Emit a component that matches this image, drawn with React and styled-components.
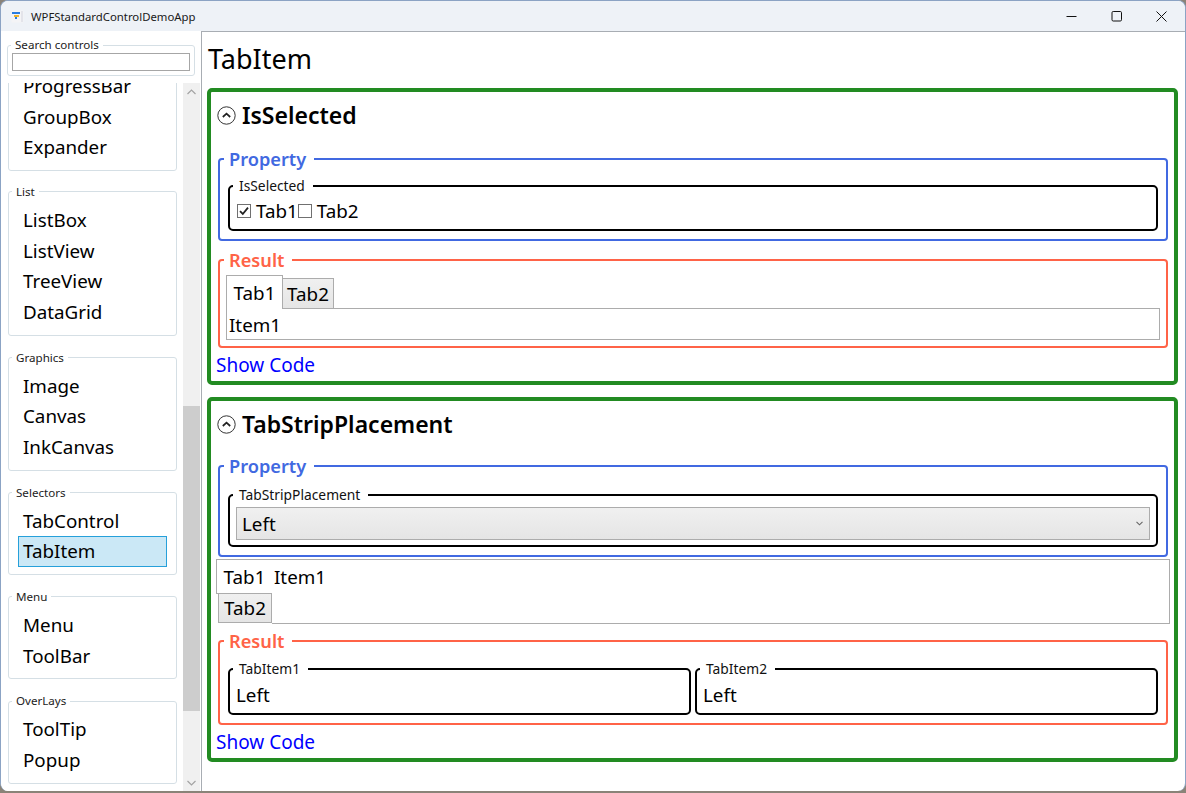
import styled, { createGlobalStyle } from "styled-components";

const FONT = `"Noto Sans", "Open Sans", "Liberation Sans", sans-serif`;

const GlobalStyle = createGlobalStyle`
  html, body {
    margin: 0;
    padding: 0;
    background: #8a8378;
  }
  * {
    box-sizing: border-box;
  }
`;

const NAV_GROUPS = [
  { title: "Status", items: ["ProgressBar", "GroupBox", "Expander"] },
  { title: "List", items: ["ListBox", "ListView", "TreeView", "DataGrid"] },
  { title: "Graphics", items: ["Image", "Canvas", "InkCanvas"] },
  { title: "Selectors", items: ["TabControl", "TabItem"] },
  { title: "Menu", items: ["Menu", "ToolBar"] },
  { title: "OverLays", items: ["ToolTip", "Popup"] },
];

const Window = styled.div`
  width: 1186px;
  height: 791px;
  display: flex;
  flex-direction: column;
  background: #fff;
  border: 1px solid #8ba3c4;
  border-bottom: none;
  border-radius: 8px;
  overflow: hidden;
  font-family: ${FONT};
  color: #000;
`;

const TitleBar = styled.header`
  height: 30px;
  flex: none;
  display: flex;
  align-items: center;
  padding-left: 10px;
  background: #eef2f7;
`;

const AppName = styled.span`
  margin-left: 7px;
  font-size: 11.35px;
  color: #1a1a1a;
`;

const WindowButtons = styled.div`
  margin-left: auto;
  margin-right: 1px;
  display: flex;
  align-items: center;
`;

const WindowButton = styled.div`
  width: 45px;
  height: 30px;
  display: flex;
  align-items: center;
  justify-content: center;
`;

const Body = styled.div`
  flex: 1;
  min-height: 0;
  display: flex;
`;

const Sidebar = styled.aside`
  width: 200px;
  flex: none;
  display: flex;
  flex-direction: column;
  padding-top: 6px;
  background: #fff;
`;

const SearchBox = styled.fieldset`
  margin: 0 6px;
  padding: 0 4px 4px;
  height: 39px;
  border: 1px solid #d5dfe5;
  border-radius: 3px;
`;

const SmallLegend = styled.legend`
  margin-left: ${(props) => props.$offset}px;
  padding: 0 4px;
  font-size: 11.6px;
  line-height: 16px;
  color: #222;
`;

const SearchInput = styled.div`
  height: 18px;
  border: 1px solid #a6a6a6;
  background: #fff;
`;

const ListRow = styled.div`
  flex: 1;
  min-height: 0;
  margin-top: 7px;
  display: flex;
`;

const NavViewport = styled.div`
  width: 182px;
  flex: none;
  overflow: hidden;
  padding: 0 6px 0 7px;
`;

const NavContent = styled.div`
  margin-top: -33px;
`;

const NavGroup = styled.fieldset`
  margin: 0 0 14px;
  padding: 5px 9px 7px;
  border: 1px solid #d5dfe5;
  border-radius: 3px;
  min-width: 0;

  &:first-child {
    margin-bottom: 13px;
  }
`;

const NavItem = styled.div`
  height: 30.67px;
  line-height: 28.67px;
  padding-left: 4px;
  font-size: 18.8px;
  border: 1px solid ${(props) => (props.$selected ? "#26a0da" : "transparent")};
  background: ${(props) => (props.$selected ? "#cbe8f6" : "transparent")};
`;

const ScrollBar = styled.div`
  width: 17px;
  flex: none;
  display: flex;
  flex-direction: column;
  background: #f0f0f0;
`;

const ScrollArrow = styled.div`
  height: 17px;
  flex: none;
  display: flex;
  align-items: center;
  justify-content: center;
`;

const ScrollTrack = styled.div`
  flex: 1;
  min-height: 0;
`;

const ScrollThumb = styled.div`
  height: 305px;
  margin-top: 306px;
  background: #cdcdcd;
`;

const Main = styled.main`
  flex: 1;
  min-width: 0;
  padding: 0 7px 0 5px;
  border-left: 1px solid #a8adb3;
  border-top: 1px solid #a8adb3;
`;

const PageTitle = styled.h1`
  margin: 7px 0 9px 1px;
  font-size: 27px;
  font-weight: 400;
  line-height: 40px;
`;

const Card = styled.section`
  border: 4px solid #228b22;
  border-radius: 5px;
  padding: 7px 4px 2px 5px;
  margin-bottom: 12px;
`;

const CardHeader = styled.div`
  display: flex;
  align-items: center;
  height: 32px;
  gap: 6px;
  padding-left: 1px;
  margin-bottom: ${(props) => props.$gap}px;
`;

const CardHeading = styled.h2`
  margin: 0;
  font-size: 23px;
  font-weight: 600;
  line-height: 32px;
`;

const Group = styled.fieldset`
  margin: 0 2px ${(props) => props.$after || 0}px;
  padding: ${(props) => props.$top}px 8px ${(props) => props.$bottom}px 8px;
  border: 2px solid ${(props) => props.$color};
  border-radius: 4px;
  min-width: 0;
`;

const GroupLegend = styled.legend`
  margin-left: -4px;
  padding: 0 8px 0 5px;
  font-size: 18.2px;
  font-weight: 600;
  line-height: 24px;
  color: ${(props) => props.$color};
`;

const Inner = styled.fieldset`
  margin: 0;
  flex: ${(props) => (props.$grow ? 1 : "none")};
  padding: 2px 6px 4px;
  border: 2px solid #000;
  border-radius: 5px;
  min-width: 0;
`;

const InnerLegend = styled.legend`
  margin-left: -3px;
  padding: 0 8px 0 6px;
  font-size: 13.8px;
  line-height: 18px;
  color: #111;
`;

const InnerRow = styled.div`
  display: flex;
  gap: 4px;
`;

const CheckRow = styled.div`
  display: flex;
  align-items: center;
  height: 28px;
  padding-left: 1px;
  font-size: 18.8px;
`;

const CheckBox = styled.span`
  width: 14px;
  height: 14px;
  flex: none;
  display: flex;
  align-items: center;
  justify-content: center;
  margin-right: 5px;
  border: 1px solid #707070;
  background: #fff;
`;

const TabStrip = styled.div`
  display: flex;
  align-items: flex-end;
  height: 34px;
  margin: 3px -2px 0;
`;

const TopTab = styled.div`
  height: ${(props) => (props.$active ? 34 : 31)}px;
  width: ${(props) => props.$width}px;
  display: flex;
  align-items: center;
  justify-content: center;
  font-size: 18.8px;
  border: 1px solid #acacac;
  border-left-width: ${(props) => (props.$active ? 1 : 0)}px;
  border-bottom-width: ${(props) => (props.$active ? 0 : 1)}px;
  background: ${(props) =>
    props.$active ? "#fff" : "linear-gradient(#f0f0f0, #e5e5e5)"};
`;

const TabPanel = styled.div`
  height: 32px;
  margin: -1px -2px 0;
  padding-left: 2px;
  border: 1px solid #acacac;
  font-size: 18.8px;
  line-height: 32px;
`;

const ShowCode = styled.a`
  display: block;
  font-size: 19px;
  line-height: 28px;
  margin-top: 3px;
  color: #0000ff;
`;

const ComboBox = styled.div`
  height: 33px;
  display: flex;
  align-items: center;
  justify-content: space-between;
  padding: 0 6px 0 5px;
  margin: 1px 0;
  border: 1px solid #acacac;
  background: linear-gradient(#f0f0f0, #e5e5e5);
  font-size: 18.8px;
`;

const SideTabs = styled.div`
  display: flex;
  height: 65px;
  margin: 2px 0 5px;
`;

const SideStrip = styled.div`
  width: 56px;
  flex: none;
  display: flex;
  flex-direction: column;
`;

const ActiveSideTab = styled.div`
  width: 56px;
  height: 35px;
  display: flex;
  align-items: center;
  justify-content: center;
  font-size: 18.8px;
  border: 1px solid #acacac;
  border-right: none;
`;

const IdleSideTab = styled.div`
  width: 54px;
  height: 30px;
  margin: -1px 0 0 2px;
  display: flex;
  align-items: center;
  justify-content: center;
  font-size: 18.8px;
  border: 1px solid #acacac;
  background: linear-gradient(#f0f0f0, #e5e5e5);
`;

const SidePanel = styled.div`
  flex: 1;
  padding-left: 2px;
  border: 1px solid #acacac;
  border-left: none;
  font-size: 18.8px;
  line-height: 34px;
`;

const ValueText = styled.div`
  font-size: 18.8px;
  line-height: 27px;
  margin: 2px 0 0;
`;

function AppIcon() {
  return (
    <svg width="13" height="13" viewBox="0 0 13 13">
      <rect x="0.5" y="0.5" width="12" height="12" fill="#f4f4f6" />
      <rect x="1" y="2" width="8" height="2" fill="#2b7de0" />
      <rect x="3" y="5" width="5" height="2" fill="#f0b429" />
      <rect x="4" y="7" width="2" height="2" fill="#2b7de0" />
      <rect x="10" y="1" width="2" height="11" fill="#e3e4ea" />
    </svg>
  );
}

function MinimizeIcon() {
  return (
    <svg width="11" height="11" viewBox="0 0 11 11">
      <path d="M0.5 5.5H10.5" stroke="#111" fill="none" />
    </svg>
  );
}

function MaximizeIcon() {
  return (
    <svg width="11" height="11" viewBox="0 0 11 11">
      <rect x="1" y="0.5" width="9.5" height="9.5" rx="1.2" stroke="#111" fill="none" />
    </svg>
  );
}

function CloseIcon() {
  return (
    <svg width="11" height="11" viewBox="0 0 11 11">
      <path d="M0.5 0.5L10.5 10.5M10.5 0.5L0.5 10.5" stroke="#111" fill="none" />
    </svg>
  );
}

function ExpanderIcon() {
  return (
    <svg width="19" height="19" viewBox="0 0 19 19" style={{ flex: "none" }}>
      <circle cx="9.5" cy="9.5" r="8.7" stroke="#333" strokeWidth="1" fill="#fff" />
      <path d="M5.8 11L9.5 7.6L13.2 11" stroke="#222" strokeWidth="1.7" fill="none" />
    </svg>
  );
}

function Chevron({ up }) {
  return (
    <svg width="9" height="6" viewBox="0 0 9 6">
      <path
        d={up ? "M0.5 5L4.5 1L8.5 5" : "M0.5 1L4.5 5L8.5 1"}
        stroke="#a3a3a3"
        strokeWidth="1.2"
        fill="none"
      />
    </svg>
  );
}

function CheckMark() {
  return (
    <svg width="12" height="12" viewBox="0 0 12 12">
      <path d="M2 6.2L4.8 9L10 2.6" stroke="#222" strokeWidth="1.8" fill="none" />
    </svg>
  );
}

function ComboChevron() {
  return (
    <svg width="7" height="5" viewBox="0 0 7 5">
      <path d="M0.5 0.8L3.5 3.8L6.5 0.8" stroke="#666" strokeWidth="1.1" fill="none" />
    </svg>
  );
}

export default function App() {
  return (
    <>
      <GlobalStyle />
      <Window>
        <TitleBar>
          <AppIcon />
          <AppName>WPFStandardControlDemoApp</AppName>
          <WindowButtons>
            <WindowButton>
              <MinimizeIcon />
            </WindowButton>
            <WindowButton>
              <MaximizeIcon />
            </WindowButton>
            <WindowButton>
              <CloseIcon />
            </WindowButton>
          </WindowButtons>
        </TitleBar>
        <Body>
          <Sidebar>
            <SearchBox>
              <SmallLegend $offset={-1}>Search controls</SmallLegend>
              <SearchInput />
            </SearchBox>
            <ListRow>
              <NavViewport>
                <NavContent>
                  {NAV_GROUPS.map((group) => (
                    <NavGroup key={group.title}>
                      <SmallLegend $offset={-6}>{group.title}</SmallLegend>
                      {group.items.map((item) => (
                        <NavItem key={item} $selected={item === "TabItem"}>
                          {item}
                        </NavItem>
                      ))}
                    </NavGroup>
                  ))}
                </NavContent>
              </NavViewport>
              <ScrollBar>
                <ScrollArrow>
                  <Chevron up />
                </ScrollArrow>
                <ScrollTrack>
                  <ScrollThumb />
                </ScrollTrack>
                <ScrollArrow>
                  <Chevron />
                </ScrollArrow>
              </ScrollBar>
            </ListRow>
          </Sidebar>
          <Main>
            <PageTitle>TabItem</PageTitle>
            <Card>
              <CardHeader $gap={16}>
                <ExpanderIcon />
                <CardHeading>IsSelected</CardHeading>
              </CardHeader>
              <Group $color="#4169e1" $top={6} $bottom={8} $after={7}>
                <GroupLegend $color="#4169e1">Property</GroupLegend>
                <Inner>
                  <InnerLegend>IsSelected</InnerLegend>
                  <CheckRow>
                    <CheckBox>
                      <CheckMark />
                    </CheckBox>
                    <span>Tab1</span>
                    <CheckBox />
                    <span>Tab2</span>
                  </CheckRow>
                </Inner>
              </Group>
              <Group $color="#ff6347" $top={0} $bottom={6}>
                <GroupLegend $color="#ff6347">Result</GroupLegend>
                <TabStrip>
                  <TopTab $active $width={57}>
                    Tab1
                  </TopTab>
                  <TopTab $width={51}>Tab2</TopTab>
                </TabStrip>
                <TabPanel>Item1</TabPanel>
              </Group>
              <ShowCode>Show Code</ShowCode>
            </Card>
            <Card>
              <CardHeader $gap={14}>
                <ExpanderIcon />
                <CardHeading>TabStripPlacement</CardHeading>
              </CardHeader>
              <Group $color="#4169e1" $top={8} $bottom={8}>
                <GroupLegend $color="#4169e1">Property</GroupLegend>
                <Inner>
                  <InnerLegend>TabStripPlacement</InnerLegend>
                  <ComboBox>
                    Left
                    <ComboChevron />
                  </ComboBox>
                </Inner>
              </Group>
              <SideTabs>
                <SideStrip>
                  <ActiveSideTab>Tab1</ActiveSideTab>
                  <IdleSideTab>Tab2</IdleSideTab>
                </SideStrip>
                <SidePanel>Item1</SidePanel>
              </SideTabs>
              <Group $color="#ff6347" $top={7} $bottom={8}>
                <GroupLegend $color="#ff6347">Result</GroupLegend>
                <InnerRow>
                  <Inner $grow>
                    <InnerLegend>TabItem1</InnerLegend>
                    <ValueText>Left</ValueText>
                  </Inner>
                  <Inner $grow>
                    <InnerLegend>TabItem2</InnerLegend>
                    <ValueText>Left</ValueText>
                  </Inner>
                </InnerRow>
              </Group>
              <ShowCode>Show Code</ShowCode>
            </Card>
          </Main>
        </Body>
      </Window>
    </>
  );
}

Job
Locate the lines above that contain "components" and copy them.

Reply to the exercise
Emit a component that matches this image, drawn with React and styled-components.
import styled, { createGlobalStyle } from "styled-components";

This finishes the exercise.